Joe Segal, my cantankerous friend and inadvertent mentor, died last week on Monday, August 10. He was a champion of creative music for more than 70 years. His once peripatetic Jazz Showcase—firmly settled at Dearborn Station since 2008—drew jazz fans from around the world like moths to a flame, and in 2015 he became only the second nightclub owner to be named an NEA Jazz Master. He was 94; even in a wheelchair, having been in ill health for the past several years, he still showed up at the club once in a while. He was dealt a good hand when it came to long life.

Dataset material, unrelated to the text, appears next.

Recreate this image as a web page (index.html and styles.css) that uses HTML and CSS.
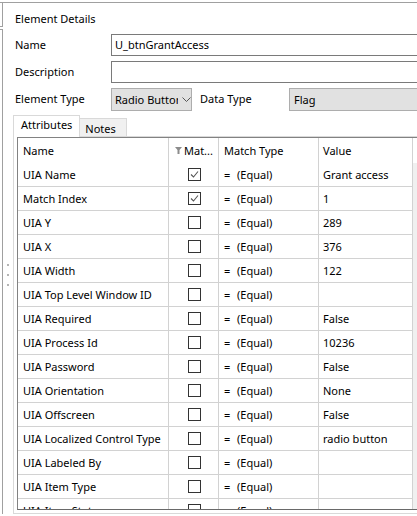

His impact on the Chicago entertainment scene is nearly incalculable. Even when such high-end jazz clubs as the London House and Mr. Kelly’s ruled the city’s nightclub scene—booking the likes of Basie and Ellington, Oscar Peterson and Sarah Vaughan—Joe made sure to bring in equally important artists less well-known to the general public: Dexter Gordon, Claudio Roditi, Eddie Harris, the Thad Jones-Mel Lewis Orchestra (direct from their famous Monday-night blasts at New York’s Village Vanguard). These were the sort of artists still striving each night, the true inheritors of the jazz flame: the musicians referred to over and over by the fans paying homage to Joe online. They returned to play the Showcase regularly, and during the lean years for jazz, the Showcase ensured the steady appearance of such major stars in what coastal booking agents wrote off as “flyover country.” Chicago didn’t lack for homegrown talent, but Joe kept us supplied with the music’s larger history.
As one longtime Chicago trumpeter and Segal pal said to me this week, with a hearty guffaw: “Well, Joe was Joe! What else can you say?”